There was a violent earthquake, for an angel of the Lord came down from heaven and, going to the tomb, rolled back the stone and sat on it. His appearance was like lightning, and his clothes were white as snow. The guards were so afraid of him that they shook and became like dead men.

The angel said to the women, “Do not be afraid, for I know that you are looking for Jesus, who was crucified. He is not here; he has risen, just as he said. Come and see the place where he lay. Then go quickly and tell his disciples: ‘He has risen from the dead and is going ahead of you into Galilee. There you will see him.’ Now I have told you.”

 So the women hurried away from the tomb, afraid yet filled with joy, and ran to tell his disciples. Matthew 28:1-8 (NIV).

One thing I find quite interesting about this passage is that the first witnesses were the women. During this time, the testimony of a woman was not admissible in a court and essentially meant nothing. But both the angel of the Lord, and further on in the passage Jesus, tell them to go tell the disciples what had happened. And Matthew, in his effort to give a full and accurate account of the event, told it like it happened.
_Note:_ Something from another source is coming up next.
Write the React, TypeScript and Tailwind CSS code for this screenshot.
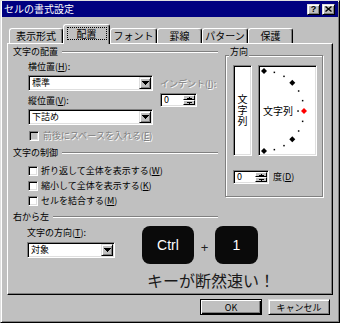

I have heard arguments that Jesus did not really rise from the dead, but that the disciples stole His body from the tomb and then made up a story about His resurrection. But if the disciples were trying to perpetrate a fraud and wanted to convince others that their lie was true, they would never have told it in such a way as to rely on the testimony of women.

Mary Magdalene and the other Mary were there when Jesus was crucified, when they took Him from the cross, when they laid Him in the tomb, and even when the stone was rolled away. Their testimony of what they saw has been passed on to us today in the Gospels and I choose to accept the testimony of these women. How about you? I know you weren’t there either, but you can trust the witness of those who were.